Atieva, Inc. has secured a major milestone in the Automotive, Battery and Self-Driving Technologies industry with a newly patented system for smooth low-speed stops. This innovation focuses on a newly awarded patent, titled ‘Smooth automated braking at low speed’, which won Swanson Reed’s Patent of the Month for January 2026 for being an outstanding invention in its field. The patent describes a sophisticated method for dynamically calculating and applying braking profiles to ensure smooth stops without abrupt jolts.
Overcoming Abrupt Low-Speed Braking
Specifically, the abstract outlines that braking of a vehicle at low speed comprises: dynamically determining, while a vehicle is controlled by a driver, a deceleration limit for the vehicle with regard to an obstacle, the deceleration limit determined based on at least (i) the low speed, (ii) a distance to the obstacle, and (iii) a determined jerk limit for the vehicle; after dynamically determining the deceleration limit, determining regions to include in a braking profile for the vehicle; when the regions determined do not include a constant deceleration region, again determining the deceleration limit, wherein the deceleration limit is not again determined when the regions determined do include the constant deceleration region; determining whether to brake the vehicle, the determination based on at least the low speed, the deceleration limit, and the distance to the obstacle; and in response to a determination to brake the vehicle, braking the vehicle according to the braking profile.
Meeting the U.S. R&D Tax Credit Rules
To qualify for the Research and Development (R&D) tax credit under IRC Section 41, this patented technology successfully aligns with the IRS Four-Part Test:
- Permitted Purpose: The development aims to create a new or improved business component—specifically, enhancing the performance and quality of automated braking systems to reduce “jerk” and improve passenger comfort.
- Technological in Nature: The innovation fundamentally relies on the hard sciences of computer science, physics, and automotive engineering to dynamically calculate deceleration limits based on speed, distance, and jerk constraints.
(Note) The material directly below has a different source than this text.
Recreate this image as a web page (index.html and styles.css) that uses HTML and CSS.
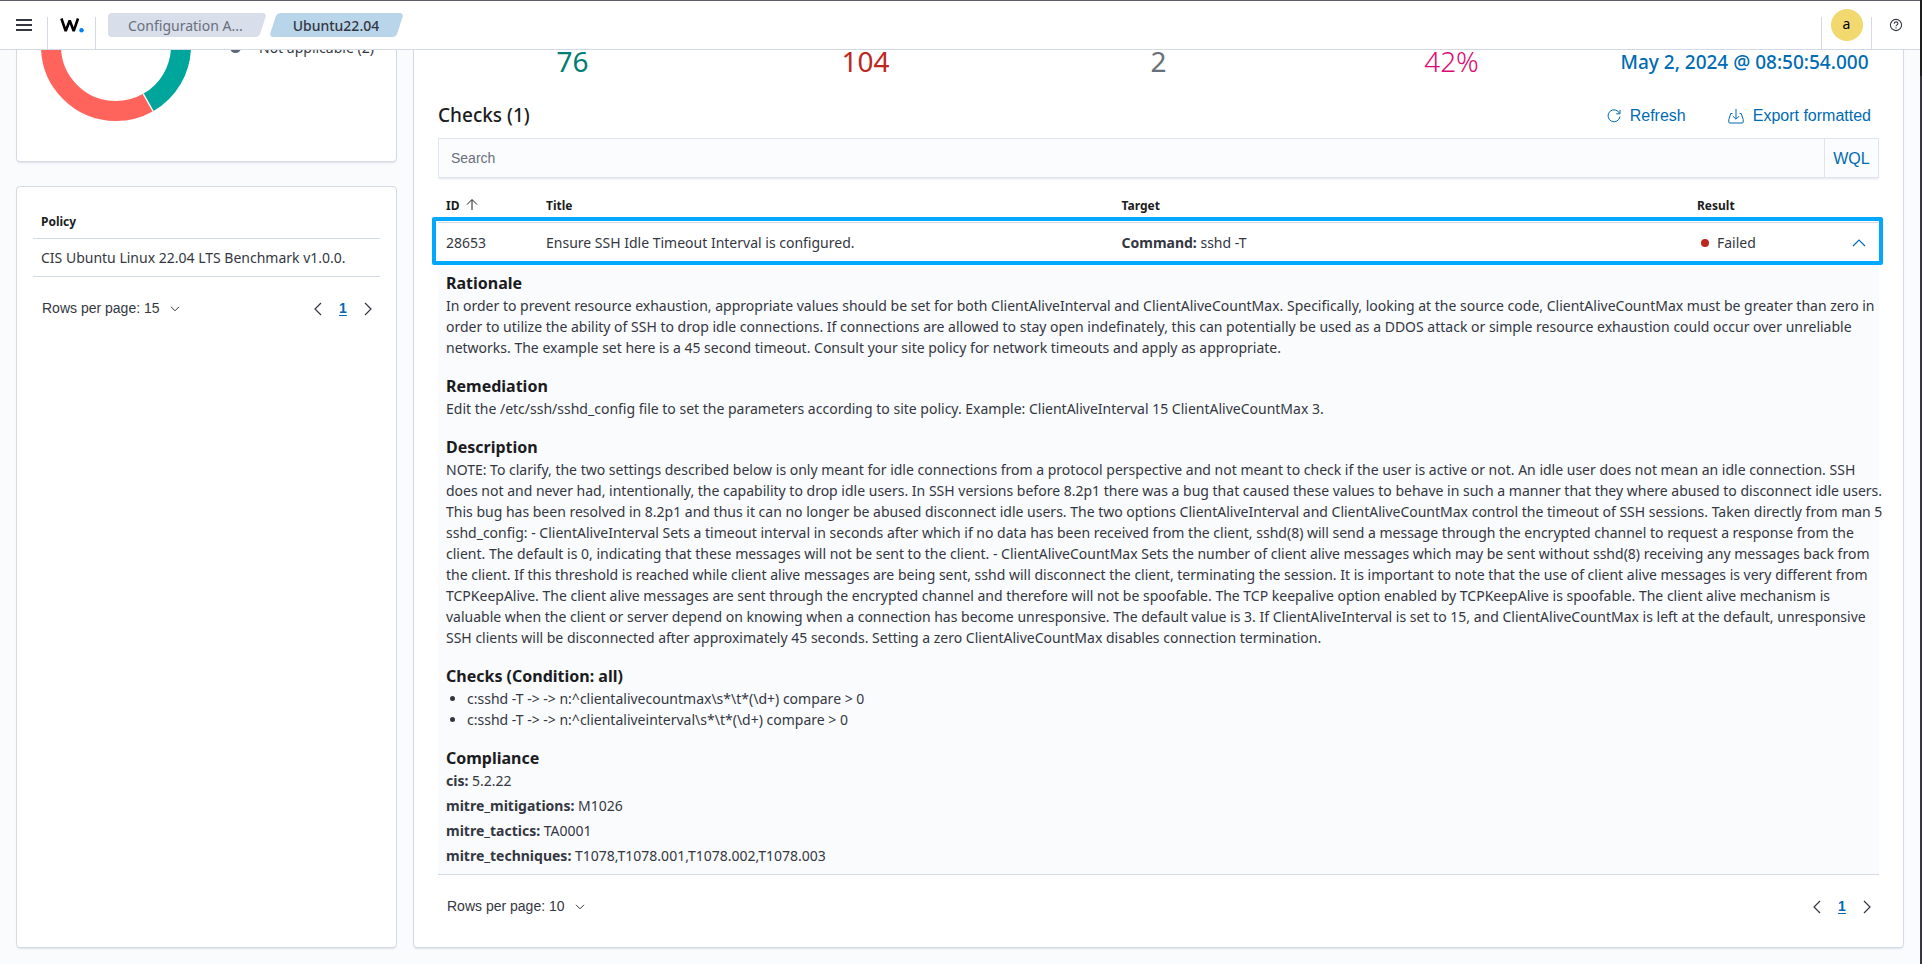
FILE: index.html
```html
<!DOCTYPE html>
<html lang="en">
<head>
<meta charset="utf-8">
<title>Configuration Assessment - Ubuntu22.04</title>
<link rel="stylesheet" href="styles.css">
</head>
<body>
<div class="app">
  <header class="header">
    <button class="header-item menu-button" aria-label="Toggle navigation">
      <svg width="16" height="12" viewBox="0 0 16 12"><path d="M0 1h16M0 6h16M0 11h16" stroke="#343741" stroke-width="2"/></svg>
    </button>
    <a class="header-item brand" href="#" aria-label="Home">
      <svg width="24" height="15" viewBox="0 0 24 15"><path d="M1.400 .5l4.300 12.500 4-10.500 4 10.500L18 .5" fill="none" stroke="#000" stroke-width="2.600" stroke-linejoin="bevel"/><circle cx="21.500" cy="12.300" r="2.200" fill="#0080ff"/></svg>
    </a>
    <nav class="breadcrumbs" aria-label="Breadcrumbs">
      <a class="crumb crumb-first" href="#">Configuration A...</a>
      <a class="crumb crumb-current" href="#" aria-current="page">Ubuntu22.04</a>
    </nav>
    <button class="header-item account" aria-label="Account menu"><span class="avatar">a</span></button>
    <button class="header-item help" aria-label="Help">
      <svg width="14" height="14" viewBox="0 0 14 14" fill="none" stroke="#343741"><circle cx="7" cy="7" r="5.600" stroke-width="1.100"/><path d="M5.200 5.700c0-2.400 3.700-2.400 3.700-.2 0 1.400-1.900 1.300-1.900 2.800M7 9.300v1.200" stroke-width="1.100"/></svg>
    </button>
  </header>

  <main class="viewport">
    <div class="content">
      <aside class="side">
        <section class="panel chart-panel">
          <svg class="donut" width="150" height="150" viewBox="0 0 150 150">
            <g fill="none" stroke-width="20" transform="rotate(-90 75 75)">
              <circle cx="75" cy="75" r="65" stroke="#00a69b" pathLength="182" stroke-dasharray="76 106"/>
              <circle cx="75" cy="75" r="65" stroke="#ff645c" pathLength="182" stroke-dasharray="104 78" stroke-dashoffset="-76"/>
              <circle cx="75" cy="75" r="65" stroke="#5c6773" pathLength="182" stroke-dasharray="2 180" stroke-dashoffset="-180"/>
            </g>
            <path d="M102.300 122.900L112.100 140.200" stroke="#fff" stroke-width="1.300"/>
          </svg>
          <ul class="legend"><li>Not applicable (2)</li></ul>
        </section>
        <section class="panel policy-panel">
          <table class="table">
            <thead><tr><th scope="col">Policy</th></tr></thead>
            <tbody><tr class="policy-row"><td>CIS Ubuntu Linux 22.04 LTS Benchmark v1.0.0.</td></tr></tbody>
          </table>
          <div class="pagination">
            <button class="rows-button">Rows per page: 15
              <svg width="10" height="6" viewBox="0 0 10 6"><path d="M1 .8l4 4 4-4" fill="none" stroke="#343741"/></svg>
            </button>
            <nav class="pages" aria-label="Policy pages">
              <button aria-label="Previous page"><svg width="8" height="14" viewBox="0 0 8 14"><path d="M7 1L1 7l6 6" fill="none" stroke="#343741" stroke-width="1.200"/></svg></button>
              <button class="page-current" aria-current="page">1</button>
              <button aria-label="Next page"><svg width="8" height="14" viewBox="0 0 8 14"><path d="M1 1l6 6-6 6" fill="none" stroke="#343741" stroke-width="1.200"/></svg></button>
            </nav>
          </div>
        </section>
      </aside>

      <section class="panel checks-panel">
        <div class="stats">
          <p class="stat passed">76</p>
          <p class="stat failed">104</p>
          <p class="stat skipped">2</p>
          <p class="stat score">42%</p>
          <p class="stat scan-date">May 2, 2024 @ 08:50:54.000</p>
        </div>
        <div class="toolbar">
          <h1 class="title">Checks (1)</h1>
          <button class="link-button">
            <svg width="14" height="14" viewBox="0 0 14 14" fill="none" stroke="#006bb4"><path d="M12.500 4.300A6 6 0 1 0 13 7.500M13 .8v4H9.200"/></svg>
            Refresh
          </button>
          <button class="link-button">
            <svg width="16" height="16" viewBox="0 0 16 16" fill="none" stroke="#006bb4"><path d="M4.500 5.500H2.800L.8 11.500V14q0 1 1 1h12.400q1 0 1-1v-2.500l-2-6h-1.700M8 1v10M4.800 8L8 11.200 11.200 8"/></svg>
            Export formatted
          </button>
        </div>
        <div class="search">
          <input class="search-input" type="text" placeholder="Search" aria-label="Search">
          <button class="wql">WQL</button>
        </div>
        <table class="table checks">
          <colgroup><col class="col-id"><col><col><col class="col-result"><col class="col-toggle"></colgroup>
          <thead>
            <tr>
              <th scope="col">ID <svg class="sort" width="12" height="11" viewBox="0 0 12 11"><path d="M6 11V1M1 5.500l5-5 5 5" fill="none" stroke="#1a1c21"/></svg></th>
              <th scope="col">Title</th><th scope="col">Target</th><th scope="col">Result</th><td></td>
            </tr>
          </thead>
          <tbody>
            <tr class="check-row">
              <td>28653</td>
              <td>Ensure SSH Idle Timeout Interval is configured.</td>
              <td><strong>Command:</strong> sshd -T</td>
              <td><span class="health">Failed</span></td>
              <td class="toggle-cell"><button class="toggle" aria-label="Collapse" aria-expanded="true"><svg width="14" height="8" viewBox="0 0 14 8"><path d="M1 7l6-6 6 6" fill="none" stroke="#006bb4" stroke-width="1.200"/></svg></button></td>
            </tr>
            <tr>
              <td class="details" colspan="5">
                <section>
                  <h2>Rationale</h2>
                  <p>In order to prevent resource exhaustion, appropriate values should be set for both ClientAliveInterval and ClientAliveCountMax. Specifically, looking at the source code, ClientAliveCountMax must be greater than zero in order to utilize the ability of SSH to drop idle connections. If connections are allowed to stay open indefinately, this can potentially be used as a DDOS attack or simple resource exhaustion could occur over unreliable networks. The example set here is a 45 second timeout. Consult your site policy for network timeouts and apply as appropriate.</p>
                </section>
                <section>
                  <h2>Remediation</h2>
                  <p>Edit the /etc/ssh/sshd_config file to set the parameters according to site policy. Example: ClientAliveInterval 15 ClientAliveCountMax 3.</p>
                </section>
                <section>
                  <h2>Description</h2>
                  <p>NOTE: To clarify, the two settings described below is only meant for idle connections from a protocol perspective and not meant to check if the user is active or not. An idle user does not mean an idle connection. SSH does not and never had, intentionally, the capability to drop idle users. In SSH versions before 8.2p1 there was a bug that caused these values to behave in such a manner that they where abused to disconnect idle users. This bug has been resolved in 8.2p1 and thus it can no longer be abused disconnect idle users. The two options ClientAliveInterval and ClientAliveCountMax control the timeout of SSH sessions. Taken directly from man 5 sshd_config: - ClientAliveInterval Sets a timeout interval in seconds after which if no data has been received from the client, sshd(8) will send a message through the encrypted channel to request a response from the client. The default is 0, indicating that these messages will not be sent to the client. - ClientAliveCountMax Sets the number of client alive messages which may be sent without sshd(8) receiving any messages back from the client. If this threshold is reached while client alive messages are being sent, sshd will disconnect the client, terminating the session. It is important to note that the use of client alive messages is very different from TCPKeepAlive. The client alive messages are sent through the encrypted channel and therefore will not be spoofable. The TCP keepalive option enabled by TCPKeepAlive is spoofable. The client alive mechanism is valuable when the client or server depend on knowing when a connection has become unresponsive. The default value is 3. If ClientAliveInterval is set to 15, and ClientAliveCountMax is left at the default, unresponsive SSH clients will be disconnected after approximately 45 seconds. Setting a zero ClientAliveCountMax disables connection termination.</p>
                </section>
                <section>
                  <h2>Checks (Condition: all)</h2>
                  <ul class="rules">
                    <li>c:sshd -T -&gt; -&gt; n:^clientalivecountmax\s*\t*(\d+) compare &gt; 0</li>
                    <li>c:sshd -T -&gt; -&gt; n:^clientaliveinterval\s*\t*(\d+) compare &gt; 0</li>
                  </ul>
                </section>
                <section>
                  <h2>Compliance</h2>
                  <div class="compliance">
                    <p><strong>cis:</strong> 5.2.22</p>
                    <p><strong>mitre_mitigations:</strong> M1026</p>
                    <p><strong>mitre_tactics:</strong> TA0001</p>
                    <p><strong>mitre_techniques:</strong> T1078,T1078.001,T1078.002,T1078.003</p>
                  </div>
                </section>
              </td>
            </tr>
          </tbody>
        </table>
        <div class="pagination">
          <button class="rows-button">Rows per page: 10
            <svg width="10" height="6" viewBox="0 0 10 6"><path d="M1 .8l4 4 4-4" fill="none" stroke="#343741"/></svg>
          </button>
          <nav class="pages" aria-label="Check pages">
            <button aria-label="Previous page"><svg width="8" height="14" viewBox="0 0 8 14"><path d="M7 1L1 7l6 6" fill="none" stroke="#343741" stroke-width="1.200"/></svg></button>
            <button class="page-current" aria-current="page">1</button>
            <button aria-label="Next page"><svg width="8" height="14" viewBox="0 0 8 14"><path d="M1 1l6 6-6 6" fill="none" stroke="#343741" stroke-width="1.200"/></svg></button>
          </nav>
        </div>
      </section>
    </div>
  </main>
</div>
<div class="window-edge"></div>
</body>
</html>
```

FILE: styles.css
```css
* { box-sizing: border-box; }

body {
  margin: 0;
  height: 100vh;
  display: flex;
  overflow: hidden;
  background: #fafbfd;
  color: #343741;
  font: 14px/21px "Noto Sans", sans-serif;
}

h1, h2, p, ul { margin: 0; padding: 0; }
ul { list-style: none; }
strong { font-weight: 700; }
svg { display: block; flex: none; }

button {
  display: flex;
  align-items: center;
  justify-content: center;
  margin: 0;
  padding: 0;
  border: 0;
  background: none;
  color: inherit;
  font: 14px/21px "Liberation Sans", Arial, sans-serif;
  cursor: pointer;
}

.app {
  flex: 1;
  min-width: 0;
  display: flex;
  flex-direction: column;
  border-top: 1px solid #5f6067;
}

.window-edge {
  width: 2px;
  background: linear-gradient(#1d1e22 76px, #343741 76px);
}

/* Header */

.header {
  flex: none;
  display: flex;
  align-items: flex-end;
  height: 49px;
  border-bottom: 1px solid #d3dae6;
  background: #fff;
}

.header-item {
  display: flex;
  align-items: center;
  justify-content: center;
  width: 48px;
  height: 32px;
  padding-bottom: 16px;
  border-right: 1px solid #d3dae6;
}

.header .help { border-right: 0; }
.header .account { width: 51px; border-left: 1px solid #d3dae6; }

.avatar {
  flex: none;
  width: 32px;
  height: 32px;
  border-radius: 50%;
  background: #f1d86f;
  color: #000;
  font: 400 14px/30px "Noto Sans", sans-serif;
  text-align: center;
}

.breadcrumbs {
  flex: 1;
  display: flex;
  gap: 10px;
  padding: 0 12px 12px;
}

.crumb {
  position: relative;
  isolation: isolate;
  padding: 2px 20px 1px;
  color: #69707d;
  text-decoration: none;
}

.crumb::before,
.crumb-first::after {
  content: "";
  position: absolute;
  z-index: -1;
  inset: 0;
  border-radius: 4px;
  background: #d8deea;
  transform: skewX(-18deg);
}

.crumb-first::before { right: 50%; transform: none; }
.crumb-first::after { left: 4px; }

.crumb-current { color: #343741; font-weight: 500; }
.crumb-current::before { background: #b8d5ea; }

/* Page */

.viewport { flex: 1; min-height: 0; overflow: hidden; }

.content {
  display: grid;
  grid-template-columns: minmax(0, 381fr) minmax(0, 1491fr);
  gap: 16px;
  height: calc(100% + 96px);
  margin-top: -112px;
  padding: 0 16px;
}

.side {
  display: flex;
  flex-direction: column;
  gap: 24px;
}

.panel {
  border: 1px solid #d3dae6;
  border-radius: 4px;
  background: #fff;
  box-shadow: 0 2px 2px -1px rgba(152, 162, 179, 0.3);
}

.chart-panel {
  display: flex;
  align-items: flex-end;
  gap: 39px;
  padding: 32px 24px 40px;
}

.legend { flex: 1; padding-bottom: 63px; }
.legend li { display: flex; align-items: center; gap: 18px; white-space: nowrap; }
.legend li::before {
  content: "";
  width: 11px;
  height: 11px;
  border-radius: 50%;
  background: #5c6773;
}

.policy-panel { flex: 1; padding: 16px; }
.checks-panel { padding: 101px 24px 0; }

/* Tables */

.table { width: 100%; border-collapse: collapse; table-layout: fixed; }
.table th, .table td { padding: 0 8px; text-align: left; }
.table thead th { height: 35px; padding-top: 4px; color: #1a1c21; font-size: 12px; line-height: 18px; font-weight: 700; }
.table tbody td { border-top: 1px solid #d3dae6; border-bottom: 1px solid #d3dae6; }
.policy-row td { height: 38px; }

.pagination {
  display: flex;
  align-items: center;
  justify-content: space-between;
  padding-top: 20px;
}

.rows-button { gap: 10px; padding-left: 9px; }
.pages { display: flex; gap: 1px; }
.pages button { width: 24px; height: 24px; }
.pages .page-current {
  color: #006bb4;
  font-weight: 700;
  text-decoration: underline;
  text-underline-offset: 2px;
}

/* Checks */

.stats { display: grid; grid-template-columns: repeat(5, 1fr); align-items: center; margin: 0 -12px; }
.stat { font-size: 28px; line-height: 40px; font-weight: 400; text-align: center; white-space: nowrap; }
.passed { color: #017d73; }
.failed { color: #bd271e; }
.skipped { color: #69707d; }
.score { color: #dd0a73; font-weight: 300; }
.scan-date { padding-top: 2px; color: #006bb4; font-size: 19px; font-weight: 500; }

.toolbar { display: flex; align-items: center; gap: 42px; height: 40px; margin: 13px 8px 3px 0; }
.title { flex: 1; color: #1a1c21; font-size: 19px; line-height: 32px; font-weight: 500; }
.link-button { gap: 9px; padding-top: 2px; color: #006bb4; font-size: 16px; line-height: 24px; }

.search {
  display: flex;
  height: 40px;
  border: 1px solid #e0e4ee;
  background: #fbfcfd;
  box-shadow: 0 2px 2px -1px rgba(152, 162, 179, 0.3);
}

.search-input {
  flex: 1;
  min-width: 0;
  padding: 0 12px;
  border: 0;
  background: none;
  color: #343741;
  font: 14px/21px "Liberation Sans", Arial, sans-serif;
}

.search-input::placeholder { color: #69707d; opacity: 1; }
.wql { width: 54px; border-left: 1px solid #e0e4ee; color: #006bb4; font-size: 16px; }

.checks { margin-top: 9px; }
.col-id { width: 100px; }
.col-result { width: 142px; }
.col-toggle { width: 48px; }
.sort { display: inline-block; margin-left: 3px; }

.check-row { position: relative; }
.check-row td { height: 41px; }
.toggle-cell::after {
  content: "";
  position: absolute;
  inset: -5px -4px -2px -6px;
  border: 4px solid #00a9ff;
  border-radius: 2px;
  pointer-events: none;
}

.health { display: flex; align-items: center; gap: 8px; padding-left: 4px; }
.health::before { content: ""; width: 8px; height: 8px; border-radius: 50%; background: #bd271e; }
.toggle { width: 24px; height: 24px; margin-left: auto; }

.table td.details { padding: 7px 0 8px 8px; background: #fafbfd; }
.details section { margin-right: -5px; }
.details section + section { margin-top: 16px; }
.details h2 { color: #1a1c21; font-size: 16px; line-height: 24px; font-weight: 700; }
.rules { padding-left: 21px; }
.rules li { list-style: disc; }
.compliance { display: grid; gap: 4px; }
```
- Elimination of Uncertainty: At the project’s outset, engineers faced technical uncertainty regarding the optimal algorithmic methodology needed to reliably predict and execute smooth braking profiles in unpredictable, real-world low-speed scenarios.
- Process of Experimentation: Developing this dynamic profile required extensive systematic trial and error, including software simulations, algorithm modeling, and real-world track testing to validate the braking profile’s effectiveness across different regions of deceleration.
Three Practical Applications Qualifying for R&D Tax Credits
- Advanced Stop-and-Go ADAS (Advanced Driver Assistance Systems): Integrating this logic into an ADAS designed for heavy, bumper-to-bumper traffic. Qualifying R&D activities would involve experimenting with sensor fusion (radar and cameras) and iterative algorithm testing to eliminate the uncertainty of safely applying the braking profile without causing motion sickness for occupants.
- Automated Self-Parking Systems: Adapting the dynamic deceleration methodology for parallel and perpendicular autonomous parking. The R&D process would require evaluating spatial constraints, systematically testing different vehicle weights, and refining jerk limits to prevent jarring halts against curbs or walls—satisfying the requirement for a process of experimentation.
- Autonomous Last-Mile Delivery Vehicles: Calibrating the low-speed braking profiles for unmanned delivery bots operating in dense pedestrian zones. Qualifying work involves systematic trial and error to adjust the deceleration limits based on varying payload weights to protect fragile cargo while ensuring immediate, smooth stopping to avoid sudden pedestrian obstacles.